YOUR TASK:
Retype the data that follows line by line, exactly, and leave its pictures out.

INFORMATION PROVIDED:

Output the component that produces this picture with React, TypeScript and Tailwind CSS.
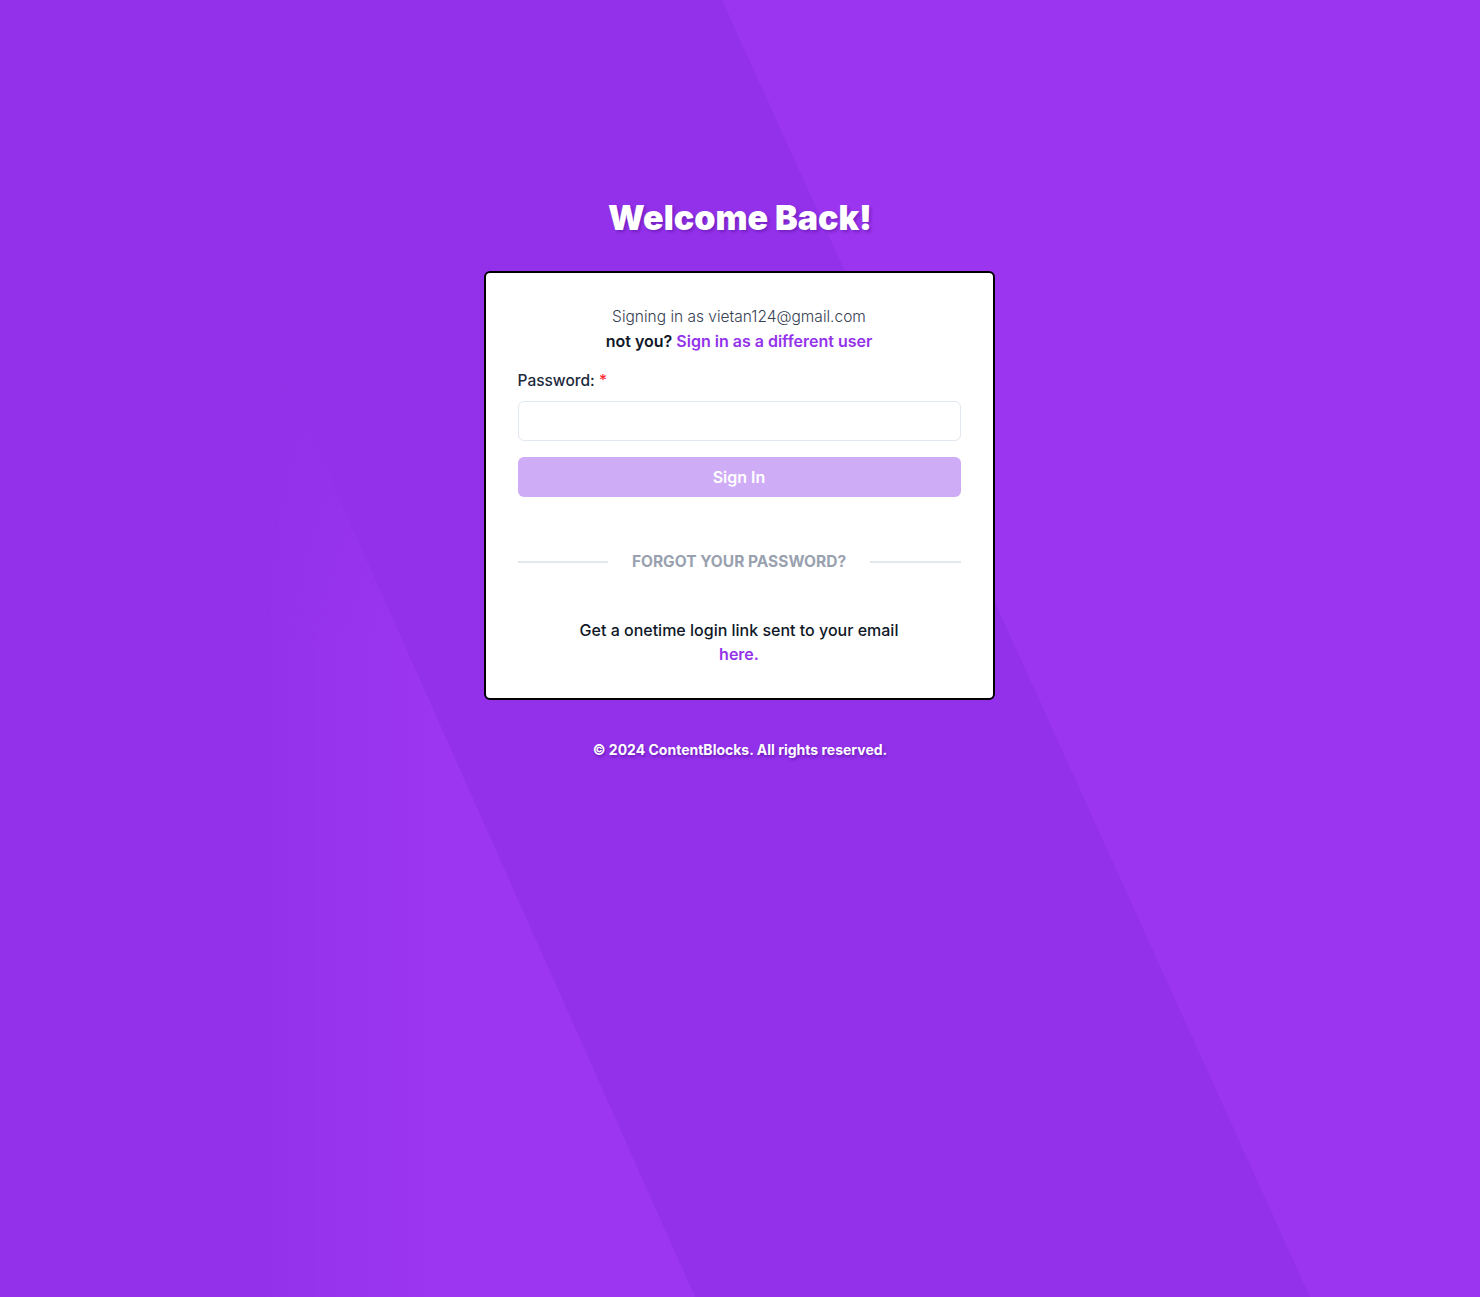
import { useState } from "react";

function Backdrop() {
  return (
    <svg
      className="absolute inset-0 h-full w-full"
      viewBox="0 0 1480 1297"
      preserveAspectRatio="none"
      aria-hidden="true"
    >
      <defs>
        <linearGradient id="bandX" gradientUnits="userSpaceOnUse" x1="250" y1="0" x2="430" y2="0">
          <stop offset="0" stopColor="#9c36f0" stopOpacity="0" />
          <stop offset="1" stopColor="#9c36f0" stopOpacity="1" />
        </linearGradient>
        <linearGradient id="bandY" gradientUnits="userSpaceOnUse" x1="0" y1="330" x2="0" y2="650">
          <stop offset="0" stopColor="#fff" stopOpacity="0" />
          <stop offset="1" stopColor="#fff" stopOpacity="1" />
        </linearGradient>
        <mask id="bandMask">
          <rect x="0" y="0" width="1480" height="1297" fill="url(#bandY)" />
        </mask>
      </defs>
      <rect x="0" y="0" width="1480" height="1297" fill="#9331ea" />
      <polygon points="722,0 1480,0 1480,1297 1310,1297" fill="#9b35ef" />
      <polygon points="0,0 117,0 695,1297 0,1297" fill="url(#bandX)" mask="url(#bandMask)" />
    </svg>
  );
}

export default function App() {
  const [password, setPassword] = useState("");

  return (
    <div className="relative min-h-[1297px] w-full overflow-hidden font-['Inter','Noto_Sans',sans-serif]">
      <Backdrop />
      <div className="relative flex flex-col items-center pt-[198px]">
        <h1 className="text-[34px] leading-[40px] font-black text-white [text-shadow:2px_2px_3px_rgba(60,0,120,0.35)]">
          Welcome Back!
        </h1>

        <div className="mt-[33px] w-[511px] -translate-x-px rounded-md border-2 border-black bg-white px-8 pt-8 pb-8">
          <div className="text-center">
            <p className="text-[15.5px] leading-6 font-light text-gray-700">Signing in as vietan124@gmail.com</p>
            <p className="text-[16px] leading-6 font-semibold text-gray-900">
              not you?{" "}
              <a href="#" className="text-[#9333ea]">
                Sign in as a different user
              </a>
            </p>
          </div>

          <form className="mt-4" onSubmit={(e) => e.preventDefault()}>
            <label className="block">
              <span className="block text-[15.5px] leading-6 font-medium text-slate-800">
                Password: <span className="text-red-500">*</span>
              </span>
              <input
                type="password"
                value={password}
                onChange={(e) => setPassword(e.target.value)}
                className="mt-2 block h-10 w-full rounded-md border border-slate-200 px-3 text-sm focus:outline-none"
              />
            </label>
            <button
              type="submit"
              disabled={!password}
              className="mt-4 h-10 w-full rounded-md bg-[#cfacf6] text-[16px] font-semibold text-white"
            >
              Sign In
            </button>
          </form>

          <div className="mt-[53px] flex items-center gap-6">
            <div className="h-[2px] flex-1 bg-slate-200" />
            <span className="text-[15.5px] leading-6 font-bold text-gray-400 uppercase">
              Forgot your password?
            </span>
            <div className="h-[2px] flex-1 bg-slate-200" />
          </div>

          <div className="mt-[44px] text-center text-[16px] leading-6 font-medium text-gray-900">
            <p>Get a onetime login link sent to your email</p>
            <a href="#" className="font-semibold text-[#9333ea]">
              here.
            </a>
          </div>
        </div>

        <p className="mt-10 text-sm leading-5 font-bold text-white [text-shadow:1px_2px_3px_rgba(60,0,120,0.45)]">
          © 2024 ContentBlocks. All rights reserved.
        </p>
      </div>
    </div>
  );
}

FINAL ANSWER:
Output the component that produces this picture with React, TypeScript and Tailwind CSS.
import { useState } from "react";

function Backdrop() {
  return (
    <svg
      className="absolute inset-0 h-full w-full"
      viewBox="0 0 1480 1297"
      preserveAspectRatio="none"
      aria-hidden="true"
    >
      <defs>
        <linearGradient id="bandX" gradientUnits="userSpaceOnUse" x1="250" y1="0" x2="430" y2="0">
          <stop offset="0" stopColor="#9c36f0" stopOpacity="0" />
          <stop offset="1" stopColor="#9c36f0" stopOpacity="1" />
        </linearGradient>
        <linearGradient id="bandY" gradientUnits="userSpaceOnUse" x1="0" y1="330" x2="0" y2="650">
          <stop offset="0" stopColor="#fff" stopOpacity="0" />
          <stop offset="1" stopColor="#fff" stopOpacity="1" />
        </linearGradient>
        <mask id="bandMask">
          <rect x="0" y="0" width="1480" height="1297" fill="url(#bandY)" />
        </mask>
      </defs>
      <rect x="0" y="0" width="1480" height="1297" fill="#9331ea" />
      <polygon points="722,0 1480,0 1480,1297 1310,1297" fill="#9b35ef" />
      <polygon points="0,0 117,0 695,1297 0,1297" fill="url(#bandX)" mask="url(#bandMask)" />
    </svg>
  );
}

export default function App() {
  const [password, setPassword] = useState("");

  return (
    <div className="relative min-h-[1297px] w-full overflow-hidden font-['Inter','Noto_Sans',sans-serif]">
      <Backdrop />
      <div className="relative flex flex-col items-center pt-[198px]">
        <h1 className="text-[34px] leading-[40px] font-black text-white [text-shadow:2px_2px_3px_rgba(60,0,120,0.35)]">
          Welcome Back!
        </h1>

        <div className="mt-[33px] w-[511px] -translate-x-px rounded-md border-2 border-black bg-white px-8 pt-8 pb-8">
          <div className="text-center">
            <p className="text-[15.5px] leading-6 font-light text-gray-700">Signing in as vietan124@gmail.com</p>
            <p className="text-[16px] leading-6 font-semibold text-gray-900">
              not you?{" "}
              <a href="#" className="text-[#9333ea]">
                Sign in as a different user
              </a>
            </p>
          </div>

          <form className="mt-4" onSubmit={(e) => e.preventDefault()}>
            <label className="block">
              <span className="block text-[15.5px] leading-6 font-medium text-slate-800">
                Password: <span className="text-red-500">*</span>
              </span>
              <input
                type="password"
                value={password}
                onChange={(e) => setPassword(e.target.value)}
                className="mt-2 block h-10 w-full rounded-md border border-slate-200 px-3 text-sm focus:outline-none"
              />
            </label>
            <button
              type="submit"
              disabled={!password}
              className="mt-4 h-10 w-full rounded-md bg-[#cfacf6] text-[16px] font-semibold text-white"
            >
              Sign In
            </button>
          </form>

          <div className="mt-[53px] flex items-center gap-6">
            <div className="h-[2px] flex-1 bg-slate-200" />
            <span className="text-[15.5px] leading-6 font-bold text-gray-400 uppercase">
              Forgot your password?
            </span>
            <div className="h-[2px] flex-1 bg-slate-200" />
          </div>

          <div className="mt-[44px] text-center text-[16px] leading-6 font-medium text-gray-900">
            <p>Get a onetime login link sent to your email</p>
            <a href="#" className="font-semibold text-[#9333ea]">
              here.
            </a>
          </div>
        </div>

        <p className="mt-10 text-sm leading-5 font-bold text-white [text-shadow:1px_2px_3px_rgba(60,0,120,0.45)]">
          © 2024 ContentBlocks. All rights reserved.
        </p>
      </div>
    </div>
  );
}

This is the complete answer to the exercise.